§ **Exercise task**:
Copy out the data below as written; omit any images.

# # # #

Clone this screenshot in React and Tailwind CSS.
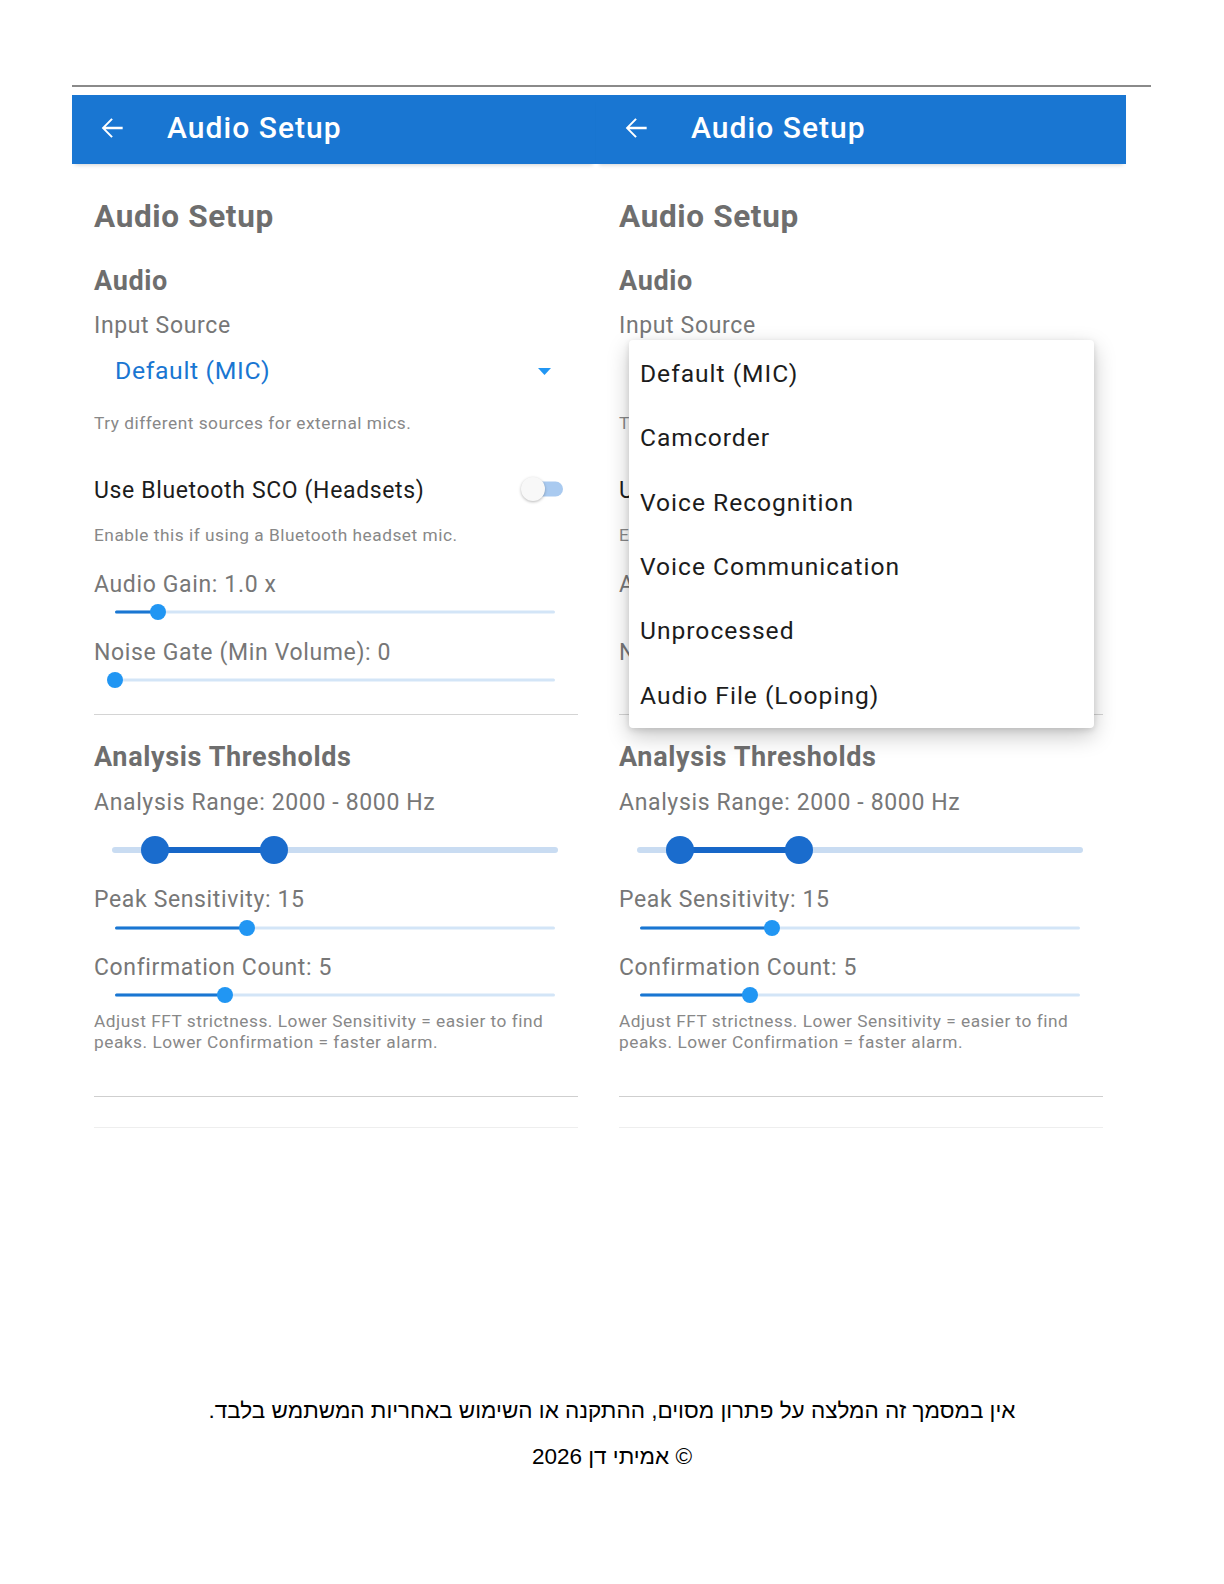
import React from "react";

const ROBOTO = "font-[family-name:Roboto,'Noto_Sans',sans-serif]";

function BackArrow() {
  return (
    <svg width="32" height="32" viewBox="0 0 24 24" fill="white" aria-hidden="true">
      <path d="M20 11.1H7.2l5.4-5.4-1.1-1.1L4.3 12l7.2 7.4 1.1-1.1-5.4-5.4H20z" />
    </svg>
  );
}

function Header() {
  return (
    <div className="relative z-10 flex h-[69px] items-center bg-[#1976d2] pb-[4px] pl-[24px] shadow-[0_4px_4px_-3px_rgba(0,0,0,0.18)]">
      <BackArrow />
      <span className="ml-[39px] text-[30px] font-medium leading-none tracking-[0.035em] text-white">
        Audio Setup
      </span>
    </div>
  );
}

// Single-value slider; track is 440px wide, value is the thumb offset in px
function Slider({ value, className }) {
  return (
    <div className={`relative ml-[21px] h-[20px] w-[440px] ${className}`}>
      <div className="absolute inset-x-0 top-1/2 h-[3px] -translate-y-1/2 rounded-full bg-[#d3e5f7]" />
      <div
        className="absolute left-0 top-1/2 h-[3px] -translate-y-1/2 rounded-full bg-[#1976d2]"
        style={{ width: value }}
      />
      <div
        className="absolute top-1/2 size-[16px] -translate-x-1/2 -translate-y-1/2 rounded-full bg-[#2196f3]"
        style={{ left: value }}
      />
    </div>
  );
}

function RangeSlider({ from, to, className }) {
  return (
    <div className={`relative ml-[18px] h-[30px] w-[446px] ${className}`}>
      <div className="absolute inset-x-0 top-1/2 h-[6px] -translate-y-1/2 rounded-full bg-[#c9dcf2]" />
      <div
        className="absolute top-1/2 h-[6px] -translate-y-1/2 bg-[#1767c8]"
        style={{ left: from, width: to - from }}
      />
      <div
        className="absolute top-1/2 size-[28px] -translate-x-1/2 -translate-y-1/2 rounded-full bg-[#1a6ccd]"
        style={{ left: from }}
      />
      <div
        className="absolute top-1/2 size-[28px] -translate-x-1/2 -translate-y-1/2 rounded-full bg-[#1a6ccd]"
        style={{ left: to }}
      />
    </div>
  );
}

function Toggle() {
  return (
    <div className="relative mr-[15px] mt-[-3px] h-[24px] w-[42px]">
      <div className="absolute right-0 top-1/2 h-[15px] w-[34px] -translate-y-1/2 rounded-full bg-[#a9caf0]" />
      <div className="absolute left-0 top-0 size-[24px] rounded-full bg-[#f8f8f8] shadow-[0_1px_3px_rgba(0,0,0,0.28)]" />
    </div>
  );
}

function SettingsBody() {
  return (
    <div className="ml-[22px] w-[484px] tracking-[0.04em]">
      <div className="mt-[35px] h-[36px] text-[31.5px] font-bold leading-[36px] text-[#6e6e6e]">Audio Setup</div>
      <div className="mt-[29.5px] h-[32px] text-[27px] font-bold leading-[32px] text-[#6e6e6e]">Audio</div>
      <div className="mt-[15.5px] h-[28px] text-[23px] leading-[28px] text-[#777777]">Input Source</div>
      <div className="mt-[16px] flex h-[30px] items-center justify-between">
        <span className="ml-[21px] text-[24.8px] leading-[30px] text-[#1976d2]">Default (MIC)</span>
        <svg width="13" height="7" viewBox="0 0 13 7" className="mr-[27px]" aria-hidden="true">
          <path d="M0 0h13L6.5 7z" fill="#2196f3" />
        </svg>
      </div>
      <div className="mt-[25.5px] h-[22px] text-[17.3px] leading-[22px] tracking-[0.03em] text-[#888888]">
        Try different sources for external mics.
      </div>
      <div className="mt-[42px] flex h-[30px] items-center justify-between">
        <span className="text-[23px] leading-[30px] text-[#1c1c1c]">Use Bluetooth SCO (Headsets)</span>
        <Toggle />
      </div>
      <div className="mt-[18px] h-[22px] text-[17.3px] leading-[22px] tracking-[0.03em] text-[#888888]">
        Enable this if using a Bluetooth headset mic.
      </div>
      <div className="mt-[25.5px] h-[28px] text-[23px] leading-[28px] text-[#777777]">Audio Gain: 1.0 x</div>
      <Slider value={43} className="mt-[3px]" />
      <div className="mt-[16.5px] h-[28px] text-[23px] leading-[28px] text-[#777777]">Noise Gate (Min Volume): 0</div>
      <Slider value={0} className="mt-[3.5px]" />
      <div className="mt-[23.5px] h-[1.5px] bg-[#d4d4d4]" />
      <div className="mt-[26px] h-[32px] text-[27px] font-bold leading-[32px] text-[#6e6e6e]">Analysis Thresholds</div>
      <div className="mt-[16px] h-[28px] text-[23px] leading-[28px] text-[#777777]">Analysis Range: 2000 - 8000 Hz</div>
      <RangeSlider from={43} to={162} className="mt-[18px]" />
      <div className="mt-[20.5px] h-[28px] text-[23px] leading-[28px] text-[#777777]">Peak Sensitivity: 15</div>
      <Slider value={132} className="mt-[4.5px]" />
      <div className="mt-[16px] h-[28px] text-[23px] leading-[28px] text-[#777777]">Confirmation Count: 5</div>
      <Slider value={110} className="mt-[3px]" />
      <div className="mt-[5.5px] text-[17.3px] leading-[21px] tracking-[0.03em] text-[#888888]">
        Adjust FFT strictness. Lower Sensitivity = easier to find
        <br />
        peaks. Lower Confirmation = faster alarm.
      </div>
      <div className="mt-[43px] h-[1.5px] bg-[#cfcfcf]" />
      <div className="mt-[30px] h-px bg-[#eeeeee]" />
    </div>
  );
}

const SOURCES = [
  "Default (MIC)",
  "Camcorder",
  "Voice Recognition",
  "Voice Communication",
  "Unprocessed",
  "Audio File (Looping)",
];

function SourceMenu() {
  return (
    <div className="absolute left-[33px] top-[245px] z-20 w-[465px] rounded-[4px] bg-white pt-[2px] shadow-[0_8px_22px_rgba(0,0,0,0.22),0_2px_6px_rgba(0,0,0,0.12)]">
      {SOURCES.map((s) => (
        <div
          key={s}
          className="flex h-[64.4px] items-center pl-[11px] text-[24.6px] tracking-[0.04em] text-[#1c1c1c]"
        >
          {s}
        </div>
      ))}
    </div>
  );
}

export default function App() {
  return (
    <div className={`relative h-[1584px] w-[1224px] overflow-hidden bg-white ${ROBOTO}`}>
      <div className="pl-[72px] pt-[85px]">
        <div className="h-[2px] w-[1079px] bg-[#8a8a8a]" />
        <div className="mt-[8px] flex">
          <section className="w-[524px]">
            <Header />
            <SettingsBody />
          </section>
          <section className="relative w-[530px]">
            <Header />
            <div className="pl-px">
              <SettingsBody />
            </div>
            <SourceMenu />
          </section>
        </div>
      </div>
      <div
        dir="rtl"
        className="mt-[268px] text-center font-[family-name:'Liberation_Sans',Arial,sans-serif] text-[22.5px] leading-[30px] text-black"
      >
        <p>אין במסמך זה המלצה על פתרון מסוים, ההתקנה או השימוש באחריות המשתמש בלבד.</p>
        <p className="mt-[16px]">© אמיתי דן 2026</p>
      </div>
    </div>
  );
}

# # # #

§ **Full answer**:
Clone this screenshot in React and Tailwind CSS.
import React from "react";

const ROBOTO = "font-[family-name:Roboto,'Noto_Sans',sans-serif]";

function BackArrow() {
  return (
    <svg width="32" height="32" viewBox="0 0 24 24" fill="white" aria-hidden="true">
      <path d="M20 11.1H7.2l5.4-5.4-1.1-1.1L4.3 12l7.2 7.4 1.1-1.1-5.4-5.4H20z" />
    </svg>
  );
}

function Header() {
  return (
    <div className="relative z-10 flex h-[69px] items-center bg-[#1976d2] pb-[4px] pl-[24px] shadow-[0_4px_4px_-3px_rgba(0,0,0,0.18)]">
      <BackArrow />
      <span className="ml-[39px] text-[30px] font-medium leading-none tracking-[0.035em] text-white">
        Audio Setup
      </span>
    </div>
  );
}

// Single-value slider; track is 440px wide, value is the thumb offset in px
function Slider({ value, className }) {
  return (
    <div className={`relative ml-[21px] h-[20px] w-[440px] ${className}`}>
      <div className="absolute inset-x-0 top-1/2 h-[3px] -translate-y-1/2 rounded-full bg-[#d3e5f7]" />
      <div
        className="absolute left-0 top-1/2 h-[3px] -translate-y-1/2 rounded-full bg-[#1976d2]"
        style={{ width: value }}
      />
      <div
        className="absolute top-1/2 size-[16px] -translate-x-1/2 -translate-y-1/2 rounded-full bg-[#2196f3]"
        style={{ left: value }}
      />
    </div>
  );
}

function RangeSlider({ from, to, className }) {
  return (
    <div className={`relative ml-[18px] h-[30px] w-[446px] ${className}`}>
      <div className="absolute inset-x-0 top-1/2 h-[6px] -translate-y-1/2 rounded-full bg-[#c9dcf2]" />
      <div
        className="absolute top-1/2 h-[6px] -translate-y-1/2 bg-[#1767c8]"
        style={{ left: from, width: to - from }}
      />
      <div
        className="absolute top-1/2 size-[28px] -translate-x-1/2 -translate-y-1/2 rounded-full bg-[#1a6ccd]"
        style={{ left: from }}
      />
      <div
        className="absolute top-1/2 size-[28px] -translate-x-1/2 -translate-y-1/2 rounded-full bg-[#1a6ccd]"
        style={{ left: to }}
      />
    </div>
  );
}

function Toggle() {
  return (
    <div className="relative mr-[15px] mt-[-3px] h-[24px] w-[42px]">
      <div className="absolute right-0 top-1/2 h-[15px] w-[34px] -translate-y-1/2 rounded-full bg-[#a9caf0]" />
      <div className="absolute left-0 top-0 size-[24px] rounded-full bg-[#f8f8f8] shadow-[0_1px_3px_rgba(0,0,0,0.28)]" />
    </div>
  );
}

function SettingsBody() {
  return (
    <div className="ml-[22px] w-[484px] tracking-[0.04em]">
      <div className="mt-[35px] h-[36px] text-[31.5px] font-bold leading-[36px] text-[#6e6e6e]">Audio Setup</div>
      <div className="mt-[29.5px] h-[32px] text-[27px] font-bold leading-[32px] text-[#6e6e6e]">Audio</div>
      <div className="mt-[15.5px] h-[28px] text-[23px] leading-[28px] text-[#777777]">Input Source</div>
      <div className="mt-[16px] flex h-[30px] items-center justify-between">
        <span className="ml-[21px] text-[24.8px] leading-[30px] text-[#1976d2]">Default (MIC)</span>
        <svg width="13" height="7" viewBox="0 0 13 7" className="mr-[27px]" aria-hidden="true">
          <path d="M0 0h13L6.5 7z" fill="#2196f3" />
        </svg>
      </div>
      <div className="mt-[25.5px] h-[22px] text-[17.3px] leading-[22px] tracking-[0.03em] text-[#888888]">
        Try different sources for external mics.
      </div>
      <div className="mt-[42px] flex h-[30px] items-center justify-between">
        <span className="text-[23px] leading-[30px] text-[#1c1c1c]">Use Bluetooth SCO (Headsets)</span>
        <Toggle />
      </div>
      <div className="mt-[18px] h-[22px] text-[17.3px] leading-[22px] tracking-[0.03em] text-[#888888]">
        Enable this if using a Bluetooth headset mic.
      </div>
      <div className="mt-[25.5px] h-[28px] text-[23px] leading-[28px] text-[#777777]">Audio Gain: 1.0 x</div>
      <Slider value={43} className="mt-[3px]" />
      <div className="mt-[16.5px] h-[28px] text-[23px] leading-[28px] text-[#777777]">Noise Gate (Min Volume): 0</div>
      <Slider value={0} className="mt-[3.5px]" />
      <div className="mt-[23.5px] h-[1.5px] bg-[#d4d4d4]" />
      <div className="mt-[26px] h-[32px] text-[27px] font-bold leading-[32px] text-[#6e6e6e]">Analysis Thresholds</div>
      <div className="mt-[16px] h-[28px] text-[23px] leading-[28px] text-[#777777]">Analysis Range: 2000 - 8000 Hz</div>
      <RangeSlider from={43} to={162} className="mt-[18px]" />
      <div className="mt-[20.5px] h-[28px] text-[23px] leading-[28px] text-[#777777]">Peak Sensitivity: 15</div>
      <Slider value={132} className="mt-[4.5px]" />
      <div className="mt-[16px] h-[28px] text-[23px] leading-[28px] text-[#777777]">Confirmation Count: 5</div>
      <Slider value={110} className="mt-[3px]" />
      <div className="mt-[5.5px] text-[17.3px] leading-[21px] tracking-[0.03em] text-[#888888]">
        Adjust FFT strictness. Lower Sensitivity = easier to find
        <br />
        peaks. Lower Confirmation = faster alarm.
      </div>
      <div className="mt-[43px] h-[1.5px] bg-[#cfcfcf]" />
      <div className="mt-[30px] h-px bg-[#eeeeee]" />
    </div>
  );
}

const SOURCES = [
  "Default (MIC)",
  "Camcorder",
  "Voice Recognition",
  "Voice Communication",
  "Unprocessed",
  "Audio File (Looping)",
];

function SourceMenu() {
  return (
    <div className="absolute left-[33px] top-[245px] z-20 w-[465px] rounded-[4px] bg-white pt-[2px] shadow-[0_8px_22px_rgba(0,0,0,0.22),0_2px_6px_rgba(0,0,0,0.12)]">
      {SOURCES.map((s) => (
        <div
          key={s}
          className="flex h-[64.4px] items-center pl-[11px] text-[24.6px] tracking-[0.04em] text-[#1c1c1c]"
        >
          {s}
        </div>
      ))}
    </div>
  );
}

export default function App() {
  return (
    <div className={`relative h-[1584px] w-[1224px] overflow-hidden bg-white ${ROBOTO}`}>
      <div className="pl-[72px] pt-[85px]">
        <div className="h-[2px] w-[1079px] bg-[#8a8a8a]" />
        <div className="mt-[8px] flex">
          <section className="w-[524px]">
            <Header />
            <SettingsBody />
          </section>
          <section className="relative w-[530px]">
            <Header />
            <div className="pl-px">
              <SettingsBody />
            </div>
            <SourceMenu />
          </section>
        </div>
      </div>
      <div
        dir="rtl"
        className="mt-[268px] text-center font-[family-name:'Liberation_Sans',Arial,sans-serif] text-[22.5px] leading-[30px] text-black"
      >
        <p>אין במסמך זה המלצה על פתרון מסוים, ההתקנה או השימוש באחריות המשתמש בלבד.</p>
        <p className="mt-[16px]">© אמיתי דן 2026</p>
      </div>
    </div>
  );
}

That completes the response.